REQUEST:
Count each line in which the word "React" appears. Reply with the total and nothing more.

DATASET SECTION:
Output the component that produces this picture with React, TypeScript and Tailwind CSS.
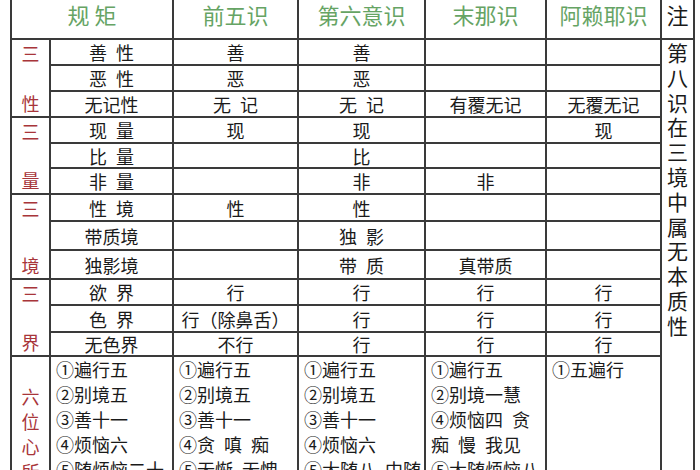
import React from "react";

const cell = "border-2 border-[#3a3a3a] p-0";
const text = "text-center align-middle text-[18px] leading-none text-[#1a1a1a]";

const rows = [
  { h: "h-[26px]", label: "善\u2002性", cells: ["善", "善", "", ""] },
  { h: "h-[26px]", label: "恶\u2002性", cells: ["恶", "恶", "", ""] },
  { h: "h-[26px]", label: "无记性", cells: ["无\u2002记", "无\u2002记", "有覆无记", "无覆无记"] },
  { h: "h-[26px]", label: "现\u2002量", cells: ["现", "现", "", "现"] },
  { h: "h-[25px]", label: "比\u2002量", cells: ["", "比", "", ""] },
  { h: "h-[26px]", label: "非\u2002量", cells: ["", "非", "非", ""] },
  { h: "h-[27px]", label: "性\u2002境", cells: ["性", "性", "", ""] },
  { h: "h-[29px]", label: "带质境", cells: ["", "独\u2002影", "", ""] },
  { h: "h-[29px]", label: "独影境", cells: ["", "带\u2002质", "真带质", ""] },
  { h: "h-[26px]", label: "欲\u2002界", cells: ["行", "行", "行", "行"] },
  { h: "h-[27px]", label: "色\u2002界", cells: ["行（除鼻舌）", "行", "行", "行"] },
  { h: "h-[24px]", label: "无色界", cells: ["不行", "行", "行", "行"] },
];

// category labels: first char on the group's top row, last char on its bottom row
const groups: Record<number, { first: string; last: string; h: string }> = {
  0: { first: "三", last: "性", h: "h-[76px]" },
  3: { first: "三", last: "量", h: "h-[75px]" },
  6: { first: "三", last: "境", h: "h-[83px]" },
  9: { first: "三", last: "界", h: "h-[75px]" },
};

const lists = [
  ["①遍行五", "②别境五", "③善十一", "④烦恼六", "⑤随烦恼二十"],
  ["①遍行五", "②别境五", "③善十一", "④贪\u2002嗔\u2002痴", "⑤无惭\u2002无愧"],
  ["①遍行五", "②别境五", "③善十一", "④烦恼六", "⑤大随八\u2002中随"],
  ["①遍行五", "②别境一慧", "④烦恼四\u2002贪", "痴\u2002慢\u2002我见", "⑤大随烦恼八"],
  ["①五遍行"],
];

const heads = ["前五识", "第六意识", "末那识", "阿赖耶识"];

export default function App() {
  return (
    <div
      className="h-[470px] w-[700px] overflow-hidden bg-white pl-[10px]"
      style={{ fontFamily: '"Noto Sans CJK SC", "Noto Sans", sans-serif' }}
    >
      <table className="table-fixed border-collapse">
        <colgroup>
          <col className="w-[39px]" />
          <col className="w-[123px]" />
          <col className="w-[125px]" />
          <col className="w-[127px]" />
          <col className="w-[121px]" />
          <col className="w-[115px]" />
          <col className="w-[33px]" />
        </colgroup>
        <tbody>
          <tr className="h-[39px]">
            <td colSpan={2} className={`${cell} border-t-0 align-top pt-px text-center text-[22px] leading-[26px] text-[#66a464]`}>
              规&nbsp;矩
            </td>
            {heads.map((h) => (
              <td key={h} className={`${cell} border-t-0 align-top pt-px text-center text-[22px] leading-[26px] text-[#66a464]`}>
                {h}
              </td>
            ))}
            <td className={`${cell} border-t-0 align-top pt-px text-center text-[22px] leading-[26px] text-[#1a1a1a]`}>注</td>
          </tr>
          {rows.map((r, i) => (
            <tr key={i} className={r.h}>
              {groups[i] && (
                <td rowSpan={3} className={`${cell} align-top`}>
                  <div className={`${groups[i].h} flex flex-col items-center justify-between text-[18px] leading-[26px] text-[#a8353a]`}>
                    <span>{groups[i].first}</span>
                    <span>{groups[i].last}</span>
                  </div>
                </td>
              )}
              <td className={`${cell} ${text}`}>{r.label}</td>
              {r.cells.map((c, j) => (
                <td key={j} className={`${cell} ${text} whitespace-nowrap`}>
                  {c}
                </td>
              ))}
              {i === 0 && (
                <td rowSpan={13} className={`${cell} align-top`}>
                  <div className="mx-auto w-[22px] break-all text-center text-[21px] leading-[24.8px] text-[#1a1a1a]">
                    第八识在三境中属无本质性
                  </div>
                </td>
              )}
            </tr>
          ))}
          <tr className="h-[180px]">
            <td className={`${cell} align-top`}>
              <div className="flex flex-col items-center pt-[27px] text-[18px] leading-[25px] text-[#a8353a]">
                <span>六</span>
                <span>位</span>
                <span>心</span>
                <span>所</span>
              </div>
            </td>
            {lists.map((l, k) => (
              <td key={k} className={`${cell} align-top`}>
                <div className="flex flex-col pl-[5px] text-[18px] leading-[25px] whitespace-nowrap text-[#1a1a1a]">
                  {l.map((t) => (
                    <span key={t}>{t}</span>
                  ))}
                </div>
              </td>
            ))}
          </tr>
        </tbody>
      </table>
    </div>
  );
}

FINAL RESULT:
2